Un altro fattore importante da considerare per le osservazioni di aurore nell’ultravioletto e nell’infrarosso su Urano è che la principale fonte di particelle energetiche è il Sole, che è 19 volte più lontano dalla Terra. Di conseguenza, il segnale che vediamo dal pianeta è quasi cento volte più debole rispetto alle aurore nell’infrarosso di Giove. Se si aggiunge poi il fatto che Urano occupa solo lo 0,0006% del cielo notturno, si deduce che occorrono telescopi con una risoluzione molto alta, che sono stati costruiti solo negli ultimi 20 anni.

«Infine, l’ultimo ostacolo è stata la mancanza di tempo e di risorse per completare questo lavoro», spiega Thomas. «Negli ultimi decenni c’è stata molta attenzione su Saturno e Giove, grazie all’entusiasmante lavoro della missione Cassini e dell’attuale missione Juno. Urano non ha ancora avuto un orbiter tutto suo ed è stato visitato solo da Voyager II nel 1986. Pertanto, il focus principale sulle aurore dei pianeti esterni è stato su Saturno e Giove, anche se speriamo che con questa conferma Urano otterrà il tempo e la ricerca che merita».

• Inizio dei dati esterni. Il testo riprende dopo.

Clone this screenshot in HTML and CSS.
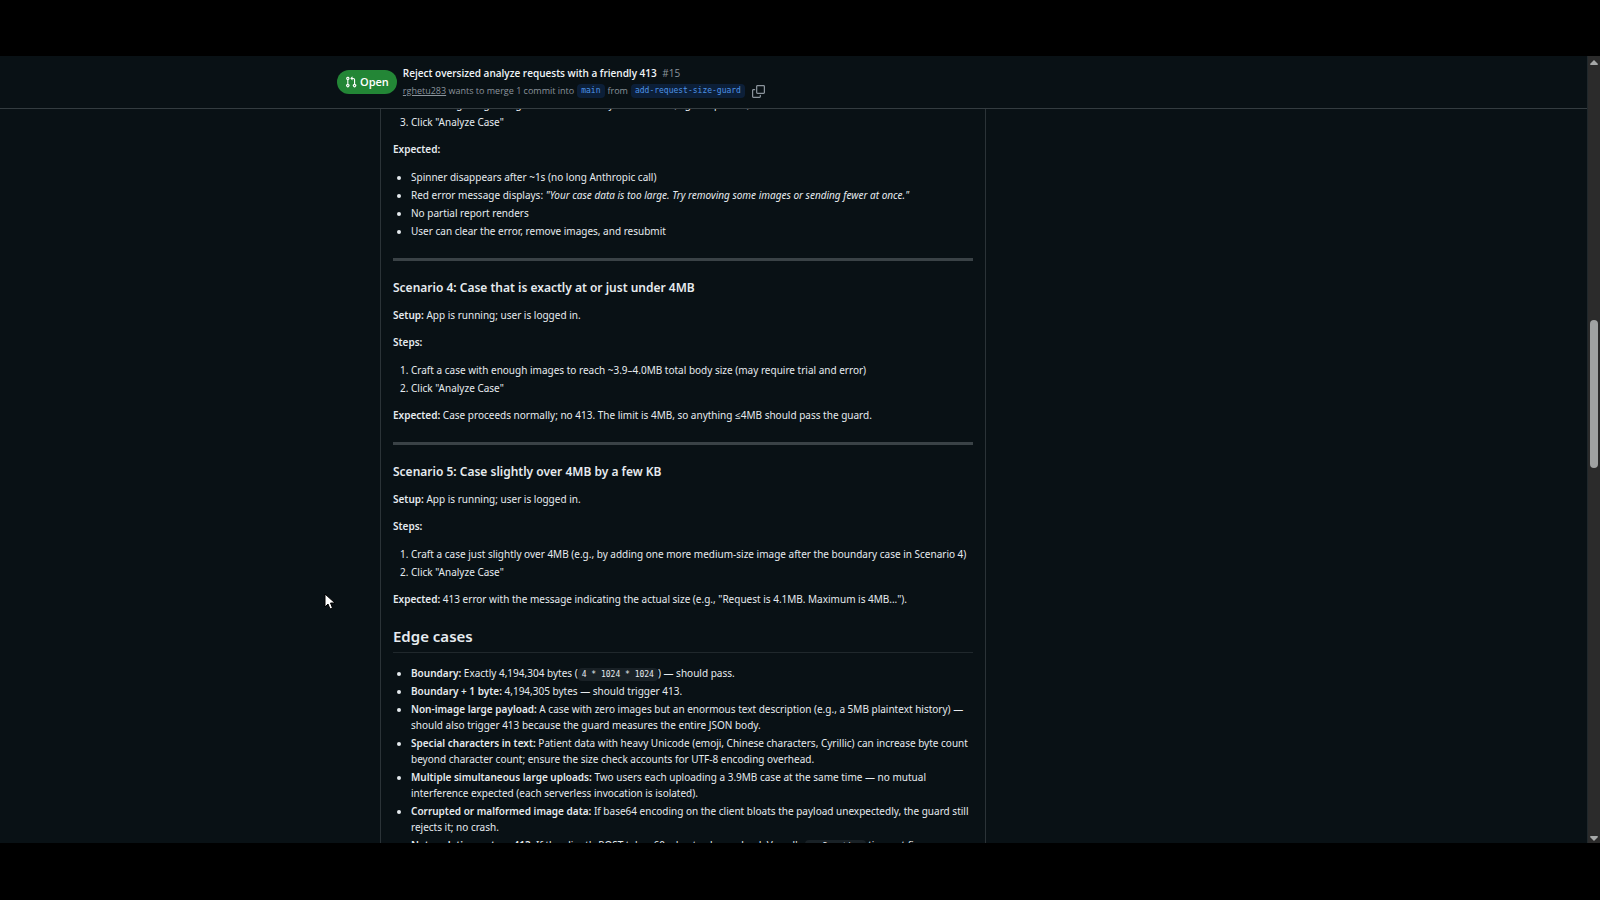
FILE: index.html
```html
<!DOCTYPE html>
<html lang="en">
<head>
    <meta charset="utf-8">
    <title>Reject oversized analyze requests with a friendly 413 #15</title>
    <link rel="stylesheet" href="styles.css">
</head>
<body>
    <div class="window">
        <div class="page">
            <header class="pr-header">
                <div class="container header-row">
                    <span class="state">
                        <svg width="12" height="12" viewBox="0 0 16 16" fill="currentColor" aria-hidden="true"><path d="M1.5 3.25a2.25 2.25 0 1 1 3 2.122v5.256a2.251 2.251 0 1 1-1.5 0V5.372A2.25 2.25 0 0 1 1.5 3.25Zm5.677-.177L9.573.677A.25.25 0 0 1 10 .854V2.5h1A2.5 2.5 0 0 1 13.5 5v5.628a2.251 2.251 0 1 1-1.5 0V5a1 1 0 0 0-1-1h-1v1.646a.25.25 0 0 1-.427.177L7.177 3.427a.25.25 0 0 1 0-.354ZM3.75 2.5a.75.75 0 1 0 0 1.5.75.75 0 0 0 0-1.5Zm0 9.5a.75.75 0 1 0 0 1.5.75.75 0 0 0 0-1.5Zm8.25.75a.75.75 0 1 0 1.5 0 .75.75 0 0 0-1.5 0Z"/></svg>
                        Open
                    </span>
                    <div class="header-text">
                        <h1 class="title">Reject oversized analyze requests with a friendly 413 <span class="number">#15</span></h1>
                        <div class="meta">
                            <span><a class="author" href="#">rghetu283</a> wants to merge 1 commit into</span>
                            <a class="branch" href="#">main</a>
                            <span>from</span>
                            <a class="branch" href="#">add-request-size-guard</a>
                            <button class="copy" type="button" aria-label="Copy head branch name">
                                <svg width="13" height="13" viewBox="0 0 16 16" fill="currentColor" aria-hidden="true"><path d="M0 6.75C0 5.784.784 5 1.75 5h1.5a.75.75 0 0 1 0 1.5h-1.5a.25.25 0 0 0-.25.25v7.5c0 .138.112.25.25.25h7.5a.25.25 0 0 0 .25-.25v-1.5a.75.75 0 0 1 1.5 0v1.5A1.75 1.75 0 0 1 9.25 16h-7.5A1.75 1.75 0 0 1 0 14.25Z"/><path d="M5 1.75C5 .784 5.784 0 6.75 0h7.5C15.216 0 16 .784 16 1.75v7.5A1.75 1.75 0 0 1 14.25 11h-7.5A1.75 1.75 0 0 1 5 9.25Zm1.75-.25a.25.25 0 0 0-.25.25v7.5c0 .138.112.25.25.25h7.5a.25.25 0 0 0 .25-.25v-7.5a.25.25 0 0 0-.25-.25Z"/></svg>
                            </button>
                        </div>
                    </div>
                </div>
            </header>

            <main class="container content">
                <article class="comment">
                    <ol start="2">
                        <li>Add enough large images so the total body is over 4MB (e.g., six photos)</li>
                        <li>Click "Analyze Case"</li>
                    </ol>
                    <p><strong>Expected:</strong></p>
                    <ul>
                        <li>Spinner disappears after ~1s (no long Anthropic call)</li>
                        <li>Red error message displays: <em>"Your case data is too large. Try removing some images or sending fewer at once."</em></li>
                        <li>No partial report renders</li>
                        <li>User can clear the error, remove images, and resubmit</li>
                    </ul>
                    <hr>

                    <h3>Scenario 4: Case that is exactly at or just under 4MB</h3>
                    <p><strong>Setup:</strong> App is running; user is logged in.</p>
                    <p><strong>Steps:</strong></p>
                    <ol>
                        <li>Craft a case with enough images to reach ~3.9–4.0MB total body size (may require trial and error)</li>
                        <li>Click "Analyze Case"</li>
                    </ol>
                    <p><strong>Expected:</strong> Case proceeds normally; no 413. The limit is 4MB, so anything ≤4MB should pass the guard.</p>
                    <hr>

                    <h3>Scenario 5: Case slightly over 4MB by a few KB</h3>
                    <p><strong>Setup:</strong> App is running; user is logged in.</p>
                    <p><strong>Steps:</strong></p>
                    <ol>
                        <li>Craft a case just slightly over 4MB (e.g., by adding one more medium-size image after the boundary case in Scenario 4)</li>
                        <li>Click "Analyze Case"</li>
                    </ol>
                    <p><strong>Expected:</strong> 413 error with the message indicating the actual size (e.g., "Request is 4.1MB. Maximum is 4MB...").</p>

                    <h2>Edge cases</h2>
                    <ul>
                        <li><strong>Boundary:</strong> Exactly 4,194,304 bytes (<code>4 * 1024 * 1024</code>) — should pass.</li>
                        <li><strong>Boundary + 1 byte:</strong> 4,194,305 bytes — should trigger 413.</li>
                        <li><strong>Non-image large payload:</strong> A case with zero images but an enormous text description (e.g., a 5MB plaintext history) — should also trigger 413 because the guard measures the entire JSON body.</li>
                        <li><strong>Special characters in text:</strong> Patient data with heavy Unicode (emoji, Chinese characters, Cyrillic) can increase byte count beyond character count; ensure the size check accounts for UTF-8 encoding overhead.</li>
                        <li><strong>Multiple simultaneous large uploads:</strong> Two users each uploading a 3.9MB case at the same time — no mutual interference expected (each serverless invocation is isolated).</li>
                        <li><strong>Corrupted or malformed image data:</strong> If base64 encoding on the client bloats the payload unexpectedly, the guard still rejects it; no crash.</li>
                        <li><strong>Network timeout vs. 413:</strong> If the client's POST takes 60s due to slow upload, Vercel's <code>maxDuration</code> timeout fires.</li>
                    </ul>
                </article>
            </main>
        </div>

        <div class="scrollbar" aria-hidden="true">
            <svg width="8" height="5" viewBox="0 0 8 5"><path d="M4 0 8 4Q8 5 7 5H1Q0 5 0 4Z" fill="#a6a8a8"/></svg>
            <div class="track"><div class="thumb"></div></div>
            <svg width="8" height="5" viewBox="0 0 8 5"><path d="M4 5 8 1Q8 0 7 0H1Q0 0 0 1Z" fill="#a6a8a8"/></svg>
        </div>

        <svg class="cursor" width="12" height="18" viewBox="0 0 12 18" aria-hidden="true"><path d="M1 1v13l3-3 2 5 2.500-1-2-5H11Z" fill="#fff" stroke="#000" stroke-width="1"/></svg>
    </div>
</body>
</html>
```
FILE: styles.css
```css
* {
    box-sizing: border-box;
}
body {
    margin: 0;
    padding: 56px 0 57px;
    height: 100vh;
    background: #000;
    color: #e6ebef;
    font-family: "Noto Sans", "Open Sans", sans-serif;
    font-size: 10px;
    line-height: 16px;
}
.window {
    position: relative;
    display: flex;
    height: 100%;
    overflow: hidden;
    background: #091115;
}
.page {
    flex: 1;
    min-width: 0;
}
.container {
    max-width: 913px;
    margin: 0 auto;
}

/* sticky header */
.pr-header {
    position: relative;
    z-index: 1;
    padding: 8px 0;
    background: #091115;
    border-bottom: 1px solid #343c40;
    font-family: "Open Sans", "Noto Sans", sans-serif;
}
.header-row {
    display: flex;
    align-items: center;
    gap: 6px;
}
.state {
    display: flex;
    align-items: center;
    gap: 3px;
    height: 24px;
    padding: 0 8px;
    border-radius: 12px;
    background: #238636;
    color: #fff;
    font-size: 11px;
    font-weight: 600;
}
.title {
    margin: 0;
    font-size: 10px;
    line-height: 18px;
    font-weight: 600;
    color: #f0f4f8;
}
.number {
    margin-left: 3px;
    font-weight: 400;
    color: #8b949c;
}
.meta {
    display: flex;
    align-items: center;
    gap: 3px;
    font-size: 9px;
    line-height: 18px;
    color: #8b949c;
}
.author {
    color: inherit;
}
.branch {
    padding: 0 4px;
    border-radius: 4px;
    background: #0c1f38;
    color: #4c94e8;
    font: 8px/14px "DejaVu Sans Mono", monospace;
    text-decoration: none;
}
.copy {
    display: flex;
    padding: 0 4px;
    border: 0;
    background: none;
    color: #8b949c;
}

/* comment body */
.content {
    margin-top: -13px;
    padding-left: 43px;
}
.comment {
    max-width: 606px;
    padding: 0 12px 12px;
    border: 1px solid #2b3337;
    border-width: 0 1px;
}
.comment p,
.comment ul,
.comment ol {
    margin: 0 0 11px;
}
.comment ul,
.comment ol {
    padding-left: 18px;
}
.comment p + ul,
.comment p + ol {
    margin-top: 12px;
}
.comment li + li {
    margin-top: 2px;
}
.comment strong {
    font-weight: 600;
}
.comment hr {
    height: 3px;
    margin: 19px 0;
    border: 0;
    background: #3a4246;
}
.comment h2,
.comment h3 {
    margin: 19px 0 11px;
    font-weight: 600;
}
.comment h2 {
    margin-bottom: 12px;
    padding-bottom: 6px;
    border-bottom: 1px solid #20282c;
    font-size: 15px;
    line-height: 20px;
}
.comment h3 {
    font-size: 12px;
    line-height: 16px;
}
.comment code {
    padding: 2px 4px;
    border-radius: 4px;
    background: #192126;
    font: 8px/12px "DejaVu Sans Mono", monospace;
}

/* scrollbar */
.scrollbar {
    display: flex;
    flex-direction: column;
    align-items: center;
    width: 13px;
    padding: 4px 0 2px;
    background: #2b2b2b;
    border-left: 1px solid #20282c;
}
.track {
    flex: 1;
    padding-top: 255px;
}
.thumb {
    width: 8px;
    height: 148px;
    border-radius: 4px;
    background: #a0a2a2;
}
.cursor {
    position: absolute;
    left: 324px;
    top: 537px;
}
```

Questo articolo, intanto, è la conclusione di trent’anni di interrogativi circa l’esistenza dell’aurora infrarossa su Urano, e ha aperto una nuova era di indagini sull’aurora del pianeta. Indagini che potrebbero anche aiutare a comprendere meglio il fenomeno dell’inversione dei poli magnetici sulla Terra. «Non ci molti studi su questo, al momento, e non sono noti gli effetti che potrebbe avere su sistemi come satelliti, comunicazioni e navigazione, che si basano sul campo magnetico della Terra. Ma l’inversione dei poli è un processo che si verifica ogni giorno su Urano a causa dello sfasamento fra asse di rotazione e asse magnetico. Per questo», conclude Thomas, «continuare a studiare l’aurora di Urano potrà dare un’indicazione su cosa possiamo aspettarci in una eventuale, futura inversione dei poli terrestri e su cosa significherà questo per il campo magnetico terrestre.